The 2017 LTO also recognizes that the Regional Electricity Cooperation and Strategic Infrastructure Initiative (RECSI) may impact Alberta's generation mix. RECSI is funded by the federal government and is looking at electricity projects in Western Canada and the Northwest Territories that could assist Alberta and Saskatchewan transition to a sustainable, non-emitting generation portfolio.

Two projects being considered by RECSI are large scale hydro development in Alberta and a new intertie between Alberta and British Columbia. Accordingly, besides the Reference Case, the 2017 LTO includes: 1. a scenario whereby a new 1,000 MW run-of-the-river hydro facility is built on the Slave River after 2030 and some uprates totaling 170 MW are also done on existing hydro facilities on the North Saskatchewan River; and 2. a scenario whereby a new 1,700 MW transmission line is built between Alberta and British Columbia to permit the increased import of electricity to Alberta.

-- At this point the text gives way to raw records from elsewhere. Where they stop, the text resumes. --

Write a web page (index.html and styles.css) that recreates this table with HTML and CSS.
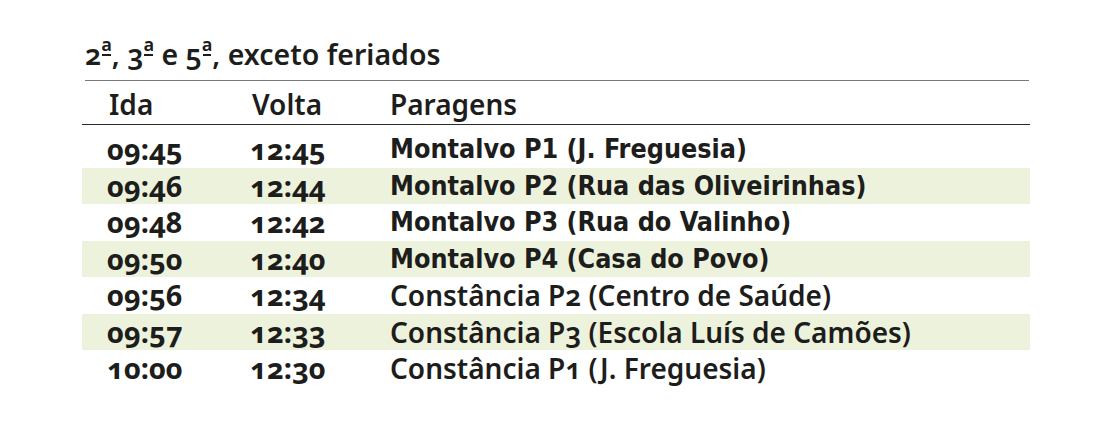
FILE: index.html
```html
<!DOCTYPE html>
<html lang="pt">
<head>
<meta charset="utf-8">
<link rel="stylesheet" href="styles.css">
</head>
<body>
<section class="schedule">
  <h2 class="title">2<span class="ord">ª</span>, 3<span class="ord">ª</span> e 5<span class="ord">ª</span>, exceto feriados</h2>
  <div class="head">
    <span>Ida</span><span>Volta</span><span>Paragens</span>
  </div>
  <div class="rows">
    <div class="row"><span class="t">09:45</span><span class="t">12:45</span><span class="stop narrow">Montalvo P1 (J. Freguesia)</span></div>
    <div class="row alt"><span class="t">09:46</span><span class="t">12:44</span><span class="stop narrow">Montalvo P2 (Rua das Oliveirinhas)</span></div>
    <div class="row"><span class="t">09:48</span><span class="t">12:42</span><span class="stop narrow">Montalvo P3 (Rua do Valinho)</span></div>
    <div class="row alt"><span class="t">09:50</span><span class="t">12:40</span><span class="stop narrow">Montalvo P4 (Casa do Povo)</span></div>
    <div class="row"><span class="t">09:56</span><span class="t">12:34</span><span class="stop">Constância P2 (Centro de Saúde)</span></div>
    <div class="row alt"><span class="t">09:57</span><span class="t">12:33</span><span class="stop">Constância P3 (Escola Luís de Camões)</span></div>
    <div class="row"><span class="t">10:00</span><span class="t">12:30</span><span class="stop">Constância P1 (J. Freguesia)</span></div>
  </div>
</section>
</body>
</html>
```

FILE: styles.css
```css
html, body {
  margin: 0;
  padding: 0;
  background: #ffffff;
}
body {
  color: #1d1d1b;
  font-family: "Noto Sans", "Open Sans", sans-serif;
  font-weight: 600;
  font-stretch: semi-condensed;
  font-variant-numeric: oldstyle-nums;
}
.schedule {
  width: 948px;
  margin-left: 82px;
  padding-top: 36px;
}
.title {
  margin: 0 1px 0 3px;
  font-size: 28.5px;
  font-weight: 600;
  line-height: 36px;
  padding-bottom: 8px;
  border-bottom: 1px solid #7a7a7a;
}
.ord {
  position: relative;
  line-height: 0;
  vertical-align: 3px;
}
.ord::after {
  content: "";
  position: absolute;
  left: 1px;
  right: 1px;
  top: 0.77em;
  height: 2px;
  background: currentColor;
}
.head {
  display: grid;
  grid-template-columns: 143px 138px 1fr;
  padding-left: 27px;
  height: 43px;
  line-height: 47px;
  font-size: 28px;
  border-bottom: 1px solid #2a2a2a;
}
.rows {
  padding-top: 6px;
}
.row {
  display: grid;
  grid-template-columns: 143px 140px 1fr;
  padding-left: 25px;
  height: 36.5px;
  line-height: 36px;
  font-size: 28px;
  align-items: center;
}
.row.alt {
  background: #edf2dd;
}
.t {
  font-weight: 700;
  font-size: 29px;
}
.narrow {
  font-family: "DejaVu Sans Condensed", "DejaVu Sans", sans-serif;
  font-stretch: condensed;
  font-weight: 700;
  font-variant-numeric: normal;
  font-size: 26.7px;
}
```
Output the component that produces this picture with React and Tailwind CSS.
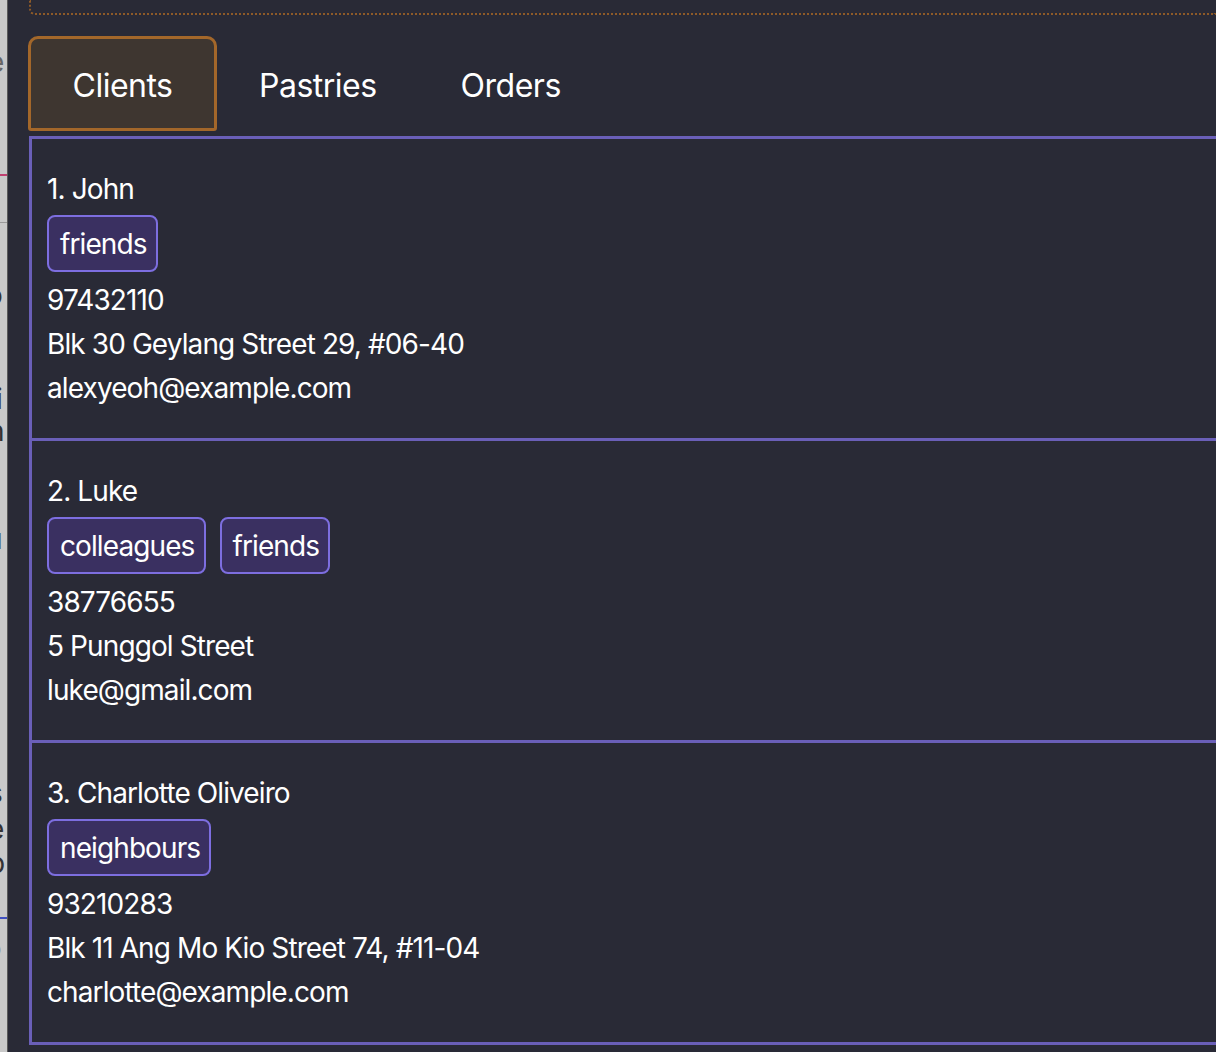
import React, { useState } from "react";

const clients = [
  {
    id: 1,
    name: "John",
    tags: ["friends"],
    phone: "97432110",
    address: "Blk 30 Geylang Street 29, #06-40",
    email: "alexyeoh@example.com",
  },
  {
    id: 2,
    name: "Luke",
    tags: ["colleagues", "friends"],
    phone: "38776655",
    address: "5 Punggol Street",
    email: "luke@gmail.com",
  },
  {
    id: 3,
    name: "Charlotte Oliveiro",
    tags: ["neighbours"],
    phone: "93210283",
    address: "Blk 11 Ang Mo Kio Street 74, #11-04",
    email: "charlotte@example.com",
  },
];

const TABS = ["Clients", "Pastries", "Orders"];

function ClientCard({ index, client }) {
  return (
    <div className="border-b-[3px] border-[#6a5fb8] pl-[15px] pt-[28px] pb-[28px] leading-[44px]">
      <div>
        {index}. {client.name}
      </div>
      <div className="flex gap-[14px] mt-[4px] mb-[6px]">
        {client.tags.map((tag) => (
          <span
            key={tag}
            className="h-[57px] pl-[11px] pr-[9px] flex items-center rounded-[8px] border-2 border-[#7d6ee0] bg-[#3a3061]"
          >
            {tag}
          </span>
        ))}
      </div>
      <div>{client.phone}</div>
      <div>{client.address}</div>
      <div>{client.email}</div>
    </div>
  );
}

export default function App() {
  const [tab, setTab] = useState("Clients");

  return (
    <div className="w-[1216px] h-[1052px] overflow-hidden flex bg-[#292a36] text-white font-['Inter','Liberation_Sans',sans-serif]">
      {/* window peeking behind on the left */}
      <div className="w-[8px] shrink-0 bg-[#c9c9c9] border-r border-[#5a5a5a] overflow-hidden text-[#333] text-[28px] leading-none flex flex-col">
        <span className="mt-[48px] -ml-[12px] text-[#666]">e</span>
        <span className="mt-[98px] h-[4px] w-[8px] border-t-2 border-dashed border-[#c04070]"></span>
        <span className="mt-[44px] h-px bg-[#999]"></span>
        <span className="mt-[58px] -ml-[14px]">o</span>
        <span className="mt-[76px] -ml-[4px]">i</span>
        <span className="mt-[4px] -ml-[12px]">h</span>
        <span className="mt-[80px] -ml-[14px]">u</span>
        <span className="mt-[226px] -ml-[12px]">s</span>
        <span className="mt-[8px] -ml-[12px]">e</span>
        <span className="mt-[6px] -ml-[12px]">p</span>
        <span className="mt-[40px] h-[4px] w-[8px] border-t-2 border-dashed border-[#4050c0]"></span>
        <span className="mt-[16px] -ml-[12px] text-[#888] text-[22px]">b</span>
      </div>

      <div className="flex-1 flex flex-col pl-[20px]">
        <div className="h-[16px] shrink-0 border-l-2 border-b-2 border-dotted border-[#8d5a28] rounded-bl-[6px] -mt-px ml-[1px]"></div>

        <div className="flex items-end h-[116px] shrink-0 pt-[20px] text-[32px] tracking-[-0.5px]">
          {TABS.map((t) => (
            <button
              key={t}
              onClick={() => setTab(t)}
              className={
                t === tab
                  ? "h-[95px] w-[189px] pt-[5px] rounded-t-[10px] rounded-b-[3px] border-[3px] border-[#a3672a] bg-[#3e3630]"
                  : "h-[95px] pt-[5px] px-[42px]"
              }
            >
              {t}
            </button>
          ))}
        </div>

        <div className="mt-[5px] border-t-[3px] border-l-[3px] border-[#6a5fb8] text-[28px] tracking-[-0.9px] ml-[1px]">
          {clients.map((c, i) => (
            <ClientCard key={c.id} index={i + 1} client={c} />
          ))}
        </div>
      </div>
    </div>
  );
}
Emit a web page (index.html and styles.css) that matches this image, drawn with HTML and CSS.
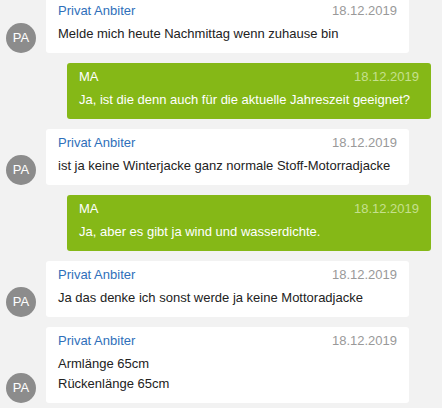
FILE: index.html
```html
<!DOCTYPE html>
<html lang="de">
<head>
    <meta charset="UTF-8">
    <meta name="viewport" content="width=device-width, initial-scale=1.0">
    <title>Nachrichten</title>
    <link rel="stylesheet" href="styles.css">
</head>
<body>
    <div class="chat">
        <div class="msg in">
            <div class="avatar">PA</div>
            <div class="bubble">
                <div class="msg-head"><span class="name">Privat Anbiter</span><span class="date">18.12.2019</span></div>
                <div class="text">Melde mich heute Nachmittag wenn zuhause bin</div>
            </div>
        </div>

        <div class="msg out">
            <div class="bubble">
                <div class="msg-head"><span class="name">MA</span><span class="date">18.12.2019</span></div>
                <div class="text">Ja, ist die denn auch für die aktuelle Jahreszeit geeignet?</div>
            </div>
        </div>

        <div class="msg in">
            <div class="avatar">PA</div>
            <div class="bubble">
                <div class="msg-head"><span class="name">Privat Anbiter</span><span class="date">18.12.2019</span></div>
                <div class="text">ist ja keine Winterjacke ganz normale Stoff-Motorradjacke</div>
            </div>
        </div>

        <div class="msg out">
            <div class="bubble">
                <div class="msg-head"><span class="name">MA</span><span class="date">18.12.2019</span></div>
                <div class="text">Ja, aber es gibt ja wind und wasserdichte.</div>
            </div>
        </div>

        <div class="msg in">
            <div class="avatar">PA</div>
            <div class="bubble">
                <div class="msg-head"><span class="name">Privat Anbiter</span><span class="date">18.12.2019</span></div>
                <div class="text">Ja das denke ich sonst werde ja keine Mottoradjacke</div>
            </div>
        </div>

        <div class="msg in">
            <div class="avatar">PA</div>
            <div class="bubble">
                <div class="msg-head"><span class="name">Privat Anbiter</span><span class="date">18.12.2019</span></div>
                <div class="text">Armlänge 65cm<br>Rückenlänge 65cm</div>
            </div>
        </div>
    </div>
</body>
</html>
```

FILE: styles.css
```css
* { margin: 0; padding: 0; box-sizing: border-box; }
body {
    font-family: 'Liberation Sans', Arial, sans-serif;
    font-size: 13px;
    color: #222;
    background: #f2f2f2;
    overflow: hidden;
}
.chat {
    display: flex;
    flex-direction: column;
    gap: 10px;
    margin-top: -3px;
}
.msg { display: flex; align-items: flex-end; }
.msg.in { padding: 0 33px 0 6px; gap: 10px; }
.msg.out { padding: 0 11px 0 67px; }
.avatar {
    width: 30px; height: 30px;
    flex-shrink: 0;
    border-radius: 50%;
    background: #8c8c8c;
    color: #fff;
    font-size: 13px;
    line-height: 30px;
    text-align: center;
}
.bubble {
    flex: 1;
    background: #fff;
    border-radius: 3px;
    padding: 4px 12px 9px;
}
.msg-head {
    display: flex;
    justify-content: space-between;
    line-height: 20px;
    margin-bottom: 3px;
}
.name { color: #2f6fba; }
.date { color: #999; }
.text { line-height: 20px; }
.out .bubble { background: #85b817; color: #fff; }
.out .name { color: #fff; }
.out .date { color: #c6e08e; }
```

The 2017 LTO does not address all of the uncertainties that will impact Alberta's electricity market over the next 20 years.  For example, the design of the capacity market and future election results will likely impact the future mix of Alberta's electricity generation. So will climate change, prices on carbon emissions, oil and gas prices, pipelines to tidewater, technology innovation, and the changing cost to construct and operate alternative types of generation.  Alberta's generation mix will therefore not be what the AESO's 2017 LTO forecasts for 2037 – a bold prediction we know.  But, if you are a facility owner, developer, investor, financier or just a person interested in some of the issues currently playing out in the Alberta electricity market then the 2017 LTO is worth a read.